And We All Fall Down

By gregsacchet

So there we were...15 years old in the summer of 76'. I met Bobby and we hung-out every day for one glorious summer. It was a summer which would stay with me for a lifetime. We were constantly is search of new adventures, new girls, and new troubles. Bobby had his gang of cronies; all from his elementary school days. There was Joe, Ken, David, Cazzie, and Glenn. Joe had a sister named Lisa. One day, Scott, another local kid, began spreading rumors that Lisa was engaging in amoral activities with neighborhood boys. Joe was furious. He had to defend his sister's honor. The poor kid was just starved for attention, meant no harm by it, but we didn't see it that way. All we saw was the reputation of our Lisa being sullied by this lonely malcontent. Joe decided to straighten him out.

July 4th had just passed and we had some left over fireworks. It was then that Joe decided how to enact his vengeance upon poor Scott. We all walked to Scott's house. Joe proceeded to tell us his plan. He would plant an M-80, a really big firecracker, in his doorway and light it up. I knew what we were doing was wrong. I knew I should have walked away. I deliberately trailed behind the gang that day, hoping it would appear to decrease my culpability. I thought this to myself as I walked towards the house with the guys. I watched Joe plant the M-80. As I watched him find just the right place for it, I thought of my parents. What would they think of me right now? What would they tell me to do in this circumstance? I only had a minute to ponder this because Joe was about to light the M-80. Then...BOOM! It was done. The glass partition shattered into tiny pieces.
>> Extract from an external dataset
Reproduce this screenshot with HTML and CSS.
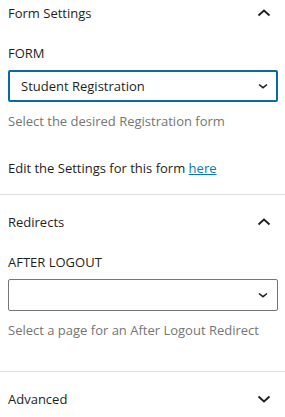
FILE: index.html
```html
<!DOCTYPE html>
<html>
<head>
    <title>Block Settings</title>
    <link rel="stylesheet" href="styles.css">
</head>
<body>
    <div class="panel">
        <div class="panel-header">
            <span>Form Settings</span>
            <svg class="toggle" width="24" height="24" viewBox="0 0 24 24"><path d="M6.5 14.5l5.5-5 5.5 5" fill="none" stroke="#1e1e1e" stroke-width="1.8"/></svg>
        </div>
        <div class="field">
            <label class="label">FORM</label>
            <div class="select focused">
                <span>Student Registration</span>
                <svg class="caret" width="12" height="12" viewBox="0 0 12 12"><path d="M2 4.5l4 3.2 4-3.2" fill="none" stroke="#1e1e1e" stroke-width="1.5"/></svg>
            </div>
            <p class="help">Select the desired Registration form</p>
        </div>
        <p class="note">Edit the Settings for this form <a href="#">here</a></p>
    </div>

    <div class="panel">
        <div class="panel-header">
            <span>Redirects</span>
            <svg class="toggle" width="24" height="24" viewBox="0 0 24 24"><path d="M6.5 14.5l5.5-5 5.5 5" fill="none" stroke="#1e1e1e" stroke-width="1.8"/></svg>
        </div>
        <div class="field last">
            <label class="label">AFTER LOGOUT</label>
            <div class="select">
                <span></span>
                <svg class="caret" width="12" height="12" viewBox="0 0 12 12"><path d="M2 4.5l4 3.2 4-3.2" fill="none" stroke="#1e1e1e" stroke-width="1.5"/></svg>
            </div>
            <p class="help">Select a page for an After Logout Redirect</p>
        </div>
    </div>

    <div class="panel">
        <div class="panel-header">
            <span>Advanced</span>
            <svg class="toggle" width="24" height="24" viewBox="0 0 24 24"><path d="M6.5 9.5l5.5 5 5.5-5" fill="none" stroke="#1e1e1e" stroke-width="1.8"/></svg>
        </div>
    </div>
</body>
</html>
```

FILE: styles.css
```css
body {
    font-family: "Open Sans", "Noto Sans", sans-serif;
    font-size: 13px;
    line-height: 20px;
    color: #1e1e1e;
    margin: 0;
    background: #fff;
}
.panel {
    border-top: 1px solid #e0e0e0;
    padding: 17px 7px 16px 8px;
}
.panel:first-child {
    border-top: none;
    padding-top: 3px;
}
.panel-header {
    display: flex;
    justify-content: space-between;
    align-items: center;
    height: 20px;
}
.toggle {
    margin-right: 2px;
}
.field {
    margin-top: 20px;
}
.label {
    display: block;
}
.select {
    display: flex;
    justify-content: space-between;
    align-items: center;
    height: 32px;
    box-sizing: border-box;
    margin-top: 7px;
    padding: 0 8px 0 12px;
    border: 1px solid #757575;
    border-radius: 2px;
}
.select.focused {
    border: 2px solid #0a6aa1;
    padding-left: 11px;
    padding-right: 7px;
}
.help {
    margin: 9px 0 0;
    color: #757575;
}
.field.last {
    padding-bottom: 15px;
}
.note {
    margin: 27px 0 0;
}
.note a {
    color: #007cba;
}
```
It was a hot summer day and there had to be dozens of witnesses who saw and heard what we did. These old folks had nothing better to do than make our caper the fodder of their evening's conversation. We were going to get busted and I knew it. We proceeded to the bus stop where I would catch my bus ride home. We were emboldened by our bravery. We had saved Lisa from the slanderous allegations of the discontented Scott. But something told me we were wrong. Even at 15, there was a blueprint inside of me that was evaluating what I had just participated in. I raced home from that bus stop, not even waiting for the bus. I felt that guilty. I had to get away fast. The faster I could get away, the less responsible I was for what we had done. Even though I did not plant the firecracker, I knew I was just as guilty. I did not plan it, but I did not stop it either. I was guilty for watching. So I helped save Lisa, but had dug myself a grave of guilt. Scott's parents would now have to fix the glass we had broken. They probably would never even find out why we targeted their house.

I recalled an incident when I was 12. I had been leaning against a window along the side of a house. I leaned too close to the window and felt and heard it shatter at my back. John, the kid I was with, immediately got-up and ran away, leaving me alone, surrounded by glass shards. It was then I learned what a "fair-weather" friend really meant. He didn't even stick by me when I needed back up. I stayed there - stunned. The homeowner came outside demanding to know who broke his window. I stood my ground, took a deep breath, and confessed. I had been taught values. I had been taught to take responsibility for the things I do. The lessons my parents taught me reverberated in my mind. I wondered why John's parents hadn't taught him the same.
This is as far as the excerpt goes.